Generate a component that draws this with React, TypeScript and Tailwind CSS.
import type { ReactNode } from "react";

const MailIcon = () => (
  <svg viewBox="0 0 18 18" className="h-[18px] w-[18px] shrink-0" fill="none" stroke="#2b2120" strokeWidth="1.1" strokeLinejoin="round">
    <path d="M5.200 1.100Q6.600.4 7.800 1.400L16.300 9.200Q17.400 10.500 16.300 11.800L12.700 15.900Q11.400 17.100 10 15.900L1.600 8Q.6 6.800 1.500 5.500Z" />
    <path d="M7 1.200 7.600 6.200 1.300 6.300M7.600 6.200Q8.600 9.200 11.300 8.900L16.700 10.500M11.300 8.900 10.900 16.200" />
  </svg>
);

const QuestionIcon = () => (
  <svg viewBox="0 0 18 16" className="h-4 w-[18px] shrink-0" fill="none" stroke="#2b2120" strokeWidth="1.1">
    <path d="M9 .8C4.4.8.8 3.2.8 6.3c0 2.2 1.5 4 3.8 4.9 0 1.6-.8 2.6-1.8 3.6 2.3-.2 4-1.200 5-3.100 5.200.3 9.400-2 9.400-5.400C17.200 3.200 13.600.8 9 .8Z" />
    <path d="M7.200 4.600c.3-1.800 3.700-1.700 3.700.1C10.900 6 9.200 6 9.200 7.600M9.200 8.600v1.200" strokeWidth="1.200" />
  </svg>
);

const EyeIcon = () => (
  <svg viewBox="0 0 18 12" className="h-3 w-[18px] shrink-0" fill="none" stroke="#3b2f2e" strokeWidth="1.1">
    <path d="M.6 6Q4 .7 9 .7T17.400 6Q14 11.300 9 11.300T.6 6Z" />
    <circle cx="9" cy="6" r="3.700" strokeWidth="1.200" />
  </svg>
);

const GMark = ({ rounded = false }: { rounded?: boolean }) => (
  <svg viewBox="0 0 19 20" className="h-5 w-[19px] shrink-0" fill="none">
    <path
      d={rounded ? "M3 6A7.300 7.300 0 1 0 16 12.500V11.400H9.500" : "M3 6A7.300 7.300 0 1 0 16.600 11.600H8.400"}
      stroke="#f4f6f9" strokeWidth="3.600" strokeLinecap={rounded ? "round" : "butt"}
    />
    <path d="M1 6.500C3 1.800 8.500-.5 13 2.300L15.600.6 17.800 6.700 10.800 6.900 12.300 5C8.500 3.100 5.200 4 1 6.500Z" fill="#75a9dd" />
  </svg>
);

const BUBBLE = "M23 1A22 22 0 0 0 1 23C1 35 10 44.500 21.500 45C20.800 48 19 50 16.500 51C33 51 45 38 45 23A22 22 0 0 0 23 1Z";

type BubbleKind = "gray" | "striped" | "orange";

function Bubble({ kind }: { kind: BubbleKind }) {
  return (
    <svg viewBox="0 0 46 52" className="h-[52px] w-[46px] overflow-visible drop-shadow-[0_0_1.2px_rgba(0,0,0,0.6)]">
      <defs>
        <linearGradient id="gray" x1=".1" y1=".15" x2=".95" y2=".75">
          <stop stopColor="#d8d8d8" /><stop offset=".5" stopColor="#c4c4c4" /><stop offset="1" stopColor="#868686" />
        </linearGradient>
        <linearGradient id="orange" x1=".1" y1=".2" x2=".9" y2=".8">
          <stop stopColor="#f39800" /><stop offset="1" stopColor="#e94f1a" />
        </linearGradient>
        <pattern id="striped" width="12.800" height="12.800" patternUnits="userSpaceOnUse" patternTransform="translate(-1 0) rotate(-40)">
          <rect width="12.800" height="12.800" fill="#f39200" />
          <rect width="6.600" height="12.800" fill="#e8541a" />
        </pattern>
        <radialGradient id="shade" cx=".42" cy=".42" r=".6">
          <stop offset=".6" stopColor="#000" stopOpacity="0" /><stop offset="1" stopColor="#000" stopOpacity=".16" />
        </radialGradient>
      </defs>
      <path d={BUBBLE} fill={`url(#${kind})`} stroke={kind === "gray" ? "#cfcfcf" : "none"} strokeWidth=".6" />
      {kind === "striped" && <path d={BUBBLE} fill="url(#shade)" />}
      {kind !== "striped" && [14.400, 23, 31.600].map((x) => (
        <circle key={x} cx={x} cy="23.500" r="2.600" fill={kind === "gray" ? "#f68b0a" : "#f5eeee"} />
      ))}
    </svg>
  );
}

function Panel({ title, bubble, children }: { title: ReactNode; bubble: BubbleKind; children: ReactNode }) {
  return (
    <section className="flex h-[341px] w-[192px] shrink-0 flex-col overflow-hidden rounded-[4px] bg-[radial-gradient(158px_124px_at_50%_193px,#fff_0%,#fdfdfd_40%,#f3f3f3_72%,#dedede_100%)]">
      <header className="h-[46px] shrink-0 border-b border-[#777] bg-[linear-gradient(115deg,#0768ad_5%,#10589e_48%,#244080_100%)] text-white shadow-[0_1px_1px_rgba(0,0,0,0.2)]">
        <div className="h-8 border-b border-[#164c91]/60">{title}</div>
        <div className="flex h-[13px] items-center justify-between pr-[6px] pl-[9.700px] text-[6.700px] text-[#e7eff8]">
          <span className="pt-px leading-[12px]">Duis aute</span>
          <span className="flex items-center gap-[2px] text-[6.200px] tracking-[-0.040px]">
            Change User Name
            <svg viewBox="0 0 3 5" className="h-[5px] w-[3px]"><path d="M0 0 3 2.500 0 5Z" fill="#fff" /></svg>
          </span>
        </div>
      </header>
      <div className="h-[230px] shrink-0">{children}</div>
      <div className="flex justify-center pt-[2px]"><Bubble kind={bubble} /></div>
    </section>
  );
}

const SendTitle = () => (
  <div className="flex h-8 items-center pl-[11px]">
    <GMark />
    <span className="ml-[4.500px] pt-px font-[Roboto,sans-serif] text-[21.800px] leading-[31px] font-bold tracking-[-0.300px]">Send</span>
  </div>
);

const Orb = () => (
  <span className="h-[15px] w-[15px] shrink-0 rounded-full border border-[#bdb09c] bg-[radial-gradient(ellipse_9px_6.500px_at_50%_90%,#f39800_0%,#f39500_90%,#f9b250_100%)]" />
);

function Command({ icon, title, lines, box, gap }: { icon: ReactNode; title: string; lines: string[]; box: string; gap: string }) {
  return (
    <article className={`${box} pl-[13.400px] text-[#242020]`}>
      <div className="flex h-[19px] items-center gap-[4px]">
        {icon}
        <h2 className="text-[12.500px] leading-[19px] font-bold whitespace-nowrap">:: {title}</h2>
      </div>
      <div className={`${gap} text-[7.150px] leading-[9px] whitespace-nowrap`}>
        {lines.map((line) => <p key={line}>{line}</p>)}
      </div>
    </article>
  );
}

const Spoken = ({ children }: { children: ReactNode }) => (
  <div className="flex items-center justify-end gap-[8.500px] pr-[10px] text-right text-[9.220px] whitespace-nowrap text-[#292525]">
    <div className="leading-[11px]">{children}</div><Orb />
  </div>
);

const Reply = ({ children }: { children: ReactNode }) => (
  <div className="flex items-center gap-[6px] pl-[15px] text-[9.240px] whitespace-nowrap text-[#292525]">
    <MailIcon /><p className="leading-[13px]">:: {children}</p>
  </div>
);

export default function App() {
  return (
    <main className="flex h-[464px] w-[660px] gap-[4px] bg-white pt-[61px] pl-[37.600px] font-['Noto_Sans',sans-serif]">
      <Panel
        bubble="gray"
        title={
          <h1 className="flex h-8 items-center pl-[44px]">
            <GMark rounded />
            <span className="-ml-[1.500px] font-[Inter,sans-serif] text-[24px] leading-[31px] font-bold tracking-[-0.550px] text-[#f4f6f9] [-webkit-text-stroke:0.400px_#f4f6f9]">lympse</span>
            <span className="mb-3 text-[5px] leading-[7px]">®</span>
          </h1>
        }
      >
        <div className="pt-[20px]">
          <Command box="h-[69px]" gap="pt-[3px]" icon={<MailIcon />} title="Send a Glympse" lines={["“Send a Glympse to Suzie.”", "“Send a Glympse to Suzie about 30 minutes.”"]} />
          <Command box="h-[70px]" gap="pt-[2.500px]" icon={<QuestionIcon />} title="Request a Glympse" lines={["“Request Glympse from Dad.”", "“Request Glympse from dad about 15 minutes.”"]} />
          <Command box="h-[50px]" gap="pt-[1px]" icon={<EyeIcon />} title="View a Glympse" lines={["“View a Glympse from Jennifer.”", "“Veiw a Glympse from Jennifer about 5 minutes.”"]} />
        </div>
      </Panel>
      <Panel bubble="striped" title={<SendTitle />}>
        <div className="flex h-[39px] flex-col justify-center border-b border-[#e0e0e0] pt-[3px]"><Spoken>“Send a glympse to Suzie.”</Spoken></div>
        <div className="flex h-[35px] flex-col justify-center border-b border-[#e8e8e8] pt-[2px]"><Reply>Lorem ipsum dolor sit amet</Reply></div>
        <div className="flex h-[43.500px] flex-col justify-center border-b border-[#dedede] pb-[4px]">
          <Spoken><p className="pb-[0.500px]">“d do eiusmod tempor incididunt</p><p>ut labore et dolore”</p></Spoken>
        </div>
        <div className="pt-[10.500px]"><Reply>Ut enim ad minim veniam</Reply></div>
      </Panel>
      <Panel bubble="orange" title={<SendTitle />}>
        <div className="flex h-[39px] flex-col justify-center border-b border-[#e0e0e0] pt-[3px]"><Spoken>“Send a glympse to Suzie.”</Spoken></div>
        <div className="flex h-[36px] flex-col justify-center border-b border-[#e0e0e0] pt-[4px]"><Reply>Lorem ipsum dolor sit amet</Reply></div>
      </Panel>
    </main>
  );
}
|---|
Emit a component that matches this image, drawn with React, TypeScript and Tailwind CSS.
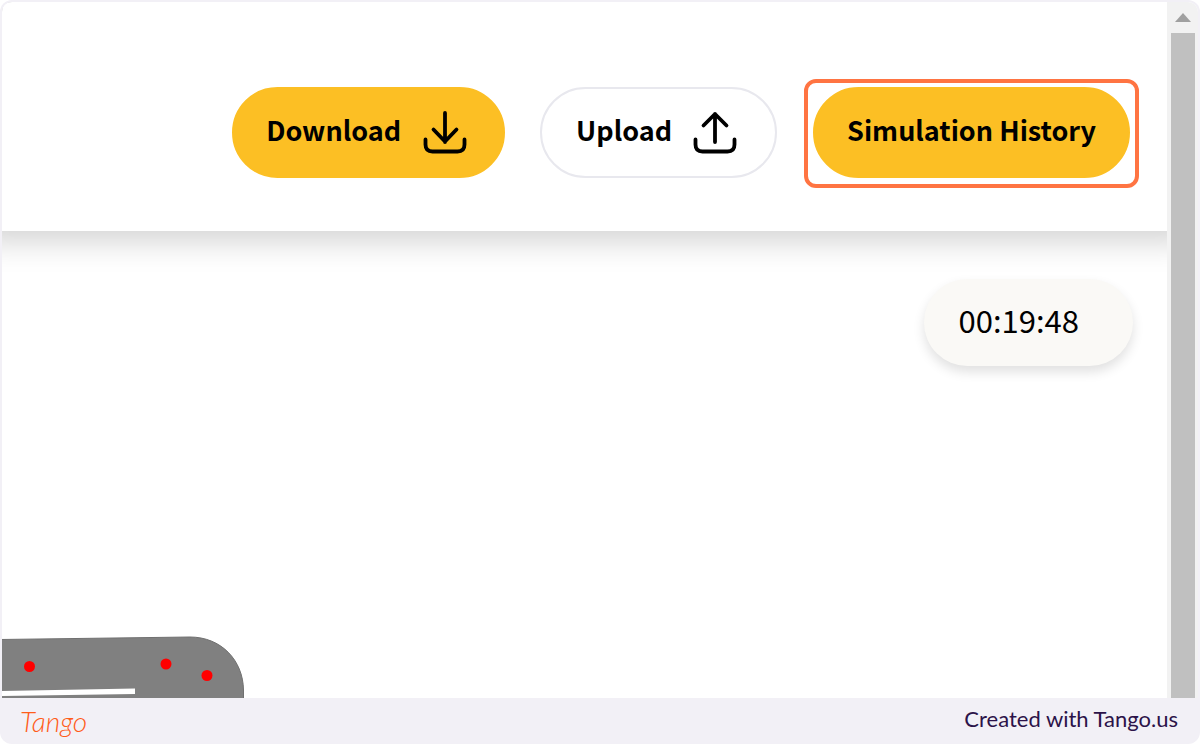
|---|
Directive ▸
In the data above, tally the lines holding "Tailwind" and answer with the figure only.

Exercise solution ▸
2